Pouliot wore No. 67 yesterday during his first captain’s practice at Ristuccia Arena. Pouliot is under contract for one year at $1.1 million, but his deal doesn’t make him a lock for a roster spot.

Pouliot projects to be the third-line left wing alongside Chris Kelly. But there are veterans and rookies pushing for Pouliot’s spot, from 35-year-old Chris Clark to 21-year-old Jamie Arniel.

Pouliot must commit to playing a straightforward, north-south, grinding game. Otherwise, the Bruins will quickly learn why two franchises have cut their ties with the top-five pick.

“The way I play is going to bring me somewhere,’’ Pouliot said. “Now that I’m in Boston, I’ve just got to play the way I’m capable of playing.

“I’ve got a couple strengths - shooting and skating. And I’m a big guy. I think I can go in the corners pretty easily. That’s what I’ve got to do when I bring it to Boston.’’

Wishing Savard well Last year, despite battling post-concussion syndrome, Marc Savard made an appearance at training camp. This year, he doesn’t plan on being in Boston for any part of camp. He will not play in 2011-12, and his career is in doubt. “You want him to do well and come back 100 percent,’’ said Patrice Bergeron. “That’s what the team has been doing with me and most of the guys. I think that’s the perfect way to approach this. I’m happy they’re doing that. They’re not rushing him. That being said, it’s sad to see. I wish he’d be here. But I wish him all the best. I hope he starts to turn the corner at some point and feel better. Not even to see him on the ice, but for his health.’’

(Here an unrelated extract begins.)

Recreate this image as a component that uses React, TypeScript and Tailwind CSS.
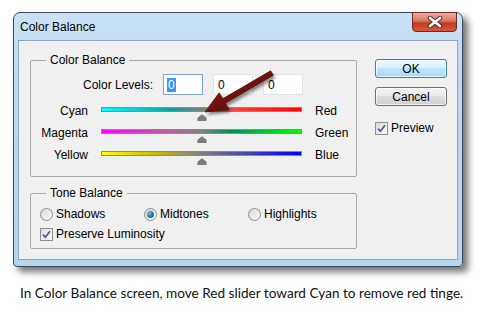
import React from 'react';

const Thumb: React.FC = () => (
  <svg width="10" height="7" viewBox="0 0 10 7" className="mx-auto mt-[2px] block">
    <path d="M5 0.3 L9.3 3.6 Q9.6 3.9 9.6 4.4 V7 H0.4 V4.4 Q0.4 3.9 0.7 3.6 Z" fill="#7c7c7c" />
  </svg>
);

const Check: React.FC = () => (
  <span className="flex h-[13px] w-[13px] items-center justify-center border border-[#8e8f8f] bg-gradient-to-br from-[#dcdcdc] to-[#fbfbfb]">
    <svg width="9" height="9" viewBox="0 0 9 9">
      <path d="M1 4.6 L3.4 7.2 L8 1.2" fill="none" stroke="#4a5f97" strokeWidth="1.8" />
    </svg>
  </span>
);

const Radio: React.FC<{ on?: boolean }> = ({ on }) => (
  <span className="flex h-[13px] w-[13px] items-center justify-center rounded-full border border-[#8e8f8f] bg-gradient-to-br from-[#d8d8d8] to-[#fafafa]">
    {on && <span className="h-[7px] w-[7px] rounded-full bg-[radial-gradient(circle_at_35%_35%,#7ec3e8,#1d6a92_60%,#0f4466)]" />}
  </span>
);

const sliders = [
  { left: 'Cyan', right: 'Red', bar: 'bg-[linear-gradient(to_right,#00ffff,#0e9e9e_35%,#808080_52%,#ff3a3a_68%,#ff0000)]' },
  { left: 'Magenta', right: 'Green', bar: 'bg-[linear-gradient(to_right,#ff00ff,#c05aa6_30%,#808080_50%,#00905a_65%,#00ff00)]' },
  { left: 'Yellow', right: 'Blue', bar: 'bg-[linear-gradient(to_right,#ffff00,#c8c000_25%,#808080_50%,#4a4aa8_70%,#0000ff)]' },
];

const App: React.FC = () => {
  return (
    <div className="relative h-[330px] w-[500px] overflow-hidden bg-white font-['Liberation_Sans',Arial,sans-serif] text-[12px] text-black">
      {/* Dialog window */}
      <div className="ml-[13px] mt-[12px] flex h-[255px] w-[450px] flex-col rounded-t-[7px] rounded-b-[4px] border border-[#3f4a56] bg-[linear-gradient(to_bottom,#c9e2f7,#bcd9f2_30%,#b6d5f0)] shadow-[5px_5px_7px_rgba(0,0,0,0.55)]">
        {/* Title bar */}
        <div className="flex h-[27px] items-start justify-between">
          <span className="pl-[6px] pt-[7px] leading-[14px]">Color Balance</span>
          <div className="mr-[5px] mt-[-1px] flex h-[20px] w-[45px] items-center justify-center rounded-b-[4px] border border-[#6e2a22] bg-[linear-gradient(to_bottom,#eab0a2,#d9715d_45%,#c53a22_55%,#d5573c)]">
            <svg width="16" height="12" viewBox="0 0 16 12">
              <path d="M3 2 L13 10 M13 2 L3 10" stroke="#4a2a26" strokeWidth="4.4" strokeLinecap="round" />
              <path d="M3 2 L13 10 M13 2 L3 10" stroke="#ffffff" strokeWidth="2.6" strokeLinecap="round" />
            </svg>
          </div>
        </div>

        {/* Client area */}
        <div className="mx-[4px] flex h-[220px] border border-[#8fa8c0] bg-[#f0f0f0] pl-[11px] pt-[12px]">
          <div className="flex w-[327px] flex-col">
            <fieldset className="h-[124px] rounded-[2px] border border-[#a9a9a9] px-0">
              <legend className="ml-[15px] px-[4px] leading-[14px]">Color Balance</legend>
              <div className="mt-[7px] flex items-center">
                <span className="w-[122px] text-right">Color Levels:</span>
                <div className="ml-[10px] flex gap-[10px]">
                  <div className="flex h-[21px] w-[40px] items-center border border-[#7ea7d4] bg-white pl-[3px]">
                    <span className="bg-[#3399ff] px-[1px] leading-[14px] text-white">0</span>
                  </div>
                  <div className="flex h-[21px] w-[40px] items-center border border-[#dfe4ea] bg-white pl-[4px]">0</div>
                  <div className="flex h-[21px] w-[40px] items-center border border-[#dfe4ea] bg-white pl-[4px]">0</div>
                </div>
              </div>
              <div className="mt-[9px] flex flex-col">
                {sliders.map((s) => (
                  <div key={s.left} className="flex h-[22px] items-start">
                    <span className="w-[57px] text-right leading-[14px]">{s.left}</span>
                    <div className="ml-[13px] w-[201px] pt-[3px]">
                      <div className={`h-[5px] border border-[#8a8a8a] ${s.bar}`} />
                      <Thumb />
                    </div>
                    <span className="ml-[13px] leading-[14px]">{s.right}</span>
                  </div>
                ))}
              </div>
            </fieldset>

            <fieldset className="mt-[9px] h-[63px] rounded-[2px] border border-[#a9a9a9] px-0">
              <legend className="ml-[15px] px-[4px] leading-[14px]">Tone Balance</legend>
              <div className="mt-[7px] flex pl-[9px] leading-[14px]">
                <label className="flex w-[104px] items-center gap-[3px]">
                  <Radio />
                  Shadows
                </label>
                <label className="flex w-[104px] items-center gap-[3px]">
                  <Radio on />
                  Midtones
                </label>
                <label className="flex items-center gap-[3px]">
                  <Radio />
                  Highlights
                </label>
              </div>
              <label className="mt-[6px] flex items-center gap-[3px] pl-[9px] leading-[14px]">
                <Check />
                Preserve Luminosity
              </label>
            </fieldset>
          </div>

          <div className="ml-[18px] flex w-[72px] flex-col pt-[6px]">
            <button className="h-[19px] rounded-[3px] border border-[#3c7fb1] bg-[linear-gradient(to_bottom,#eaf6fd,#d9f0fc_45%,#bee6fd_50%,#a7d9f5)] leading-[14px] shadow-[inset_0_0_0_1px_rgba(255,255,255,0.7)]">
              OK
            </button>
            <button className="mt-[9px] h-[19px] rounded-[3px] border border-[#707070] bg-[linear-gradient(to_bottom,#f2f2f2,#ebebeb_45%,#dddddd_50%,#cfcfcf)] leading-[14px] shadow-[inset_0_0_0_1px_rgba(255,255,255,0.7)]">
              Cancel
            </button>
            <label className="mt-[15px] flex items-center gap-[3px] leading-[14px]">
              <Check />
              Preview
            </label>
          </div>
        </div>
      </div>

      <p className="ml-[20px] mt-[18px] font-['Lato',sans-serif] text-[13.6px] leading-[16px] text-[#111]">
        In Color Balance screen, move Red slider toward Cyan to remove red tinge.
      </p>

      {/* Callout arrow */}
      <svg className="pointer-events-none absolute left-0 top-0" width="500" height="330" viewBox="0 0 500 330">
        <defs>
          <filter id="blur" x="-20%" y="-20%" width="140%" height="140%">
            <feGaussianBlur stdDeviation="1.6" />
          </filter>
          <linearGradient id="ar" x1="0" y1="0" x2="1" y2="1">
            <stop offset="0" stopColor="#9b2c22" />
            <stop offset="0.5" stopColor="#6e120b" />
            <stop offset="1" stopColor="#4f0905" />
          </linearGradient>
        </defs>
        <polygon
          points="205,112 219.2,92.8 222.7,98.8 270.7,70.8 273.3,75.2 225.3,103.2 228.8,109.2"
          fill="#000"
          opacity="0.45"
          filter="url(#blur)"
          transform="translate(2,3)"
        />
        <polygon
          points="205,112 219.2,92.8 222.7,98.8 270.7,70.8 273.3,75.2 225.3,103.2 228.8,109.2"
          fill="url(#ar)"
          stroke="#5a0c07"
          strokeWidth="0.8"
          strokeLinejoin="round"
        />
      </svg>
    </div>
  );
};

export default App;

Cap tally rising Including Brad Marchand’s extension, the Bruins are at approximately $58 million in cap money this season. That sum includes Savard’s hit. The Bruins will place Savard on long-term injured reserve when the season starts, allowing them to exceed the cap by his $4.007 million annual hit. The Bruins are operating under a $1.13 million cap penalty this season, mostly because of bonuses achieved last year by Mark Recchi . . . Pouliot was teammates in junior with Adam McQuaid when they played for Sudbury. Pouliot is friends with Bergeron, as both are represented by local agent Kent Hughes . . . Twenty-nine veterans participated in yesterday’s skate. Most of the players will remain off the ice today in preparation for fitness testing tomorrow . . . NESN will carry one preseason game, Sept. 29 at TD Garden against Ottawa.